(1) The secretary of state may dissolve a limited partnership administratively if the limited partnership does not:
(a) Within sixty days after the due date:
(i) Pay any fee, tax, or penalty due to the secretary of state under this chapter or other law; or
(ii) Deliver its annual report to the secretary of state;
(b) Maintain a registered agent and registered office as required under RCW 25.10.121; or
(c) Notify the secretary of state that its registered agent or registered office has been changed, that its registered agent has resigned, or that its registered office has been discontinued.
(2) If the secretary of state determines that grounds exist for administratively dissolving a limited partnership, the secretary of state shall send notice of the grounds for dissolution to the limited partnership by first-class mail, postage prepaid.
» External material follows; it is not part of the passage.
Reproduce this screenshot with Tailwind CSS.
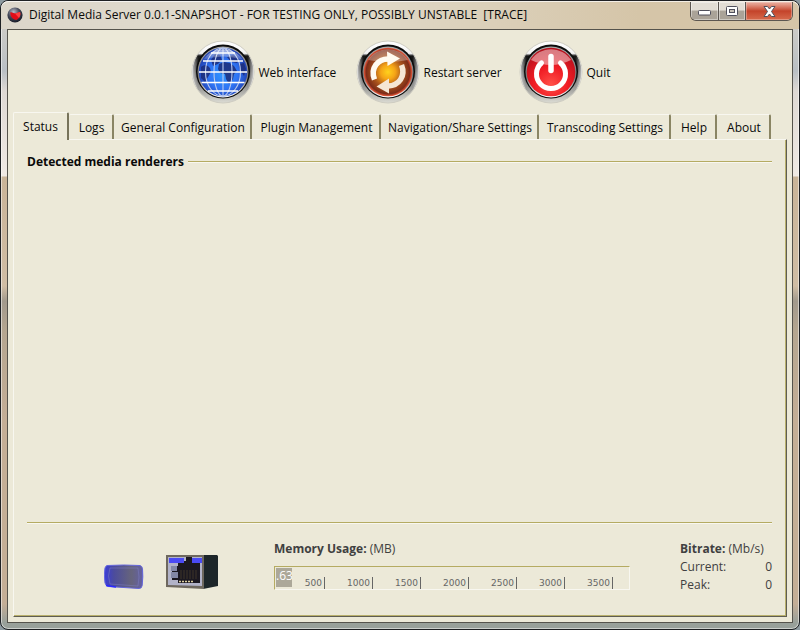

(3) If within sixty days after service of the copy the limited partnership does not correct each ground for dissolution or demonstrate to the reasonable satisfaction of the secretary of state that each ground determined by the secretary of state does not exist, the secretary of state shall administratively dissolve the limited partnership. The secretary of state shall send the limited partnership a declaration of administrative dissolution stating the grounds for the dissolution.
(4) A limited partnership administratively dissolved continues its existence but may carry on only activities necessary to wind up its activities and liquidate its assets under RCW 25.10.581 and 25.10.621 and to notify claimants under RCW 25.10.596 and 25.10.601.
(5) The administrative dissolution of a limited partnership does not terminate the authority of its agent for service of process.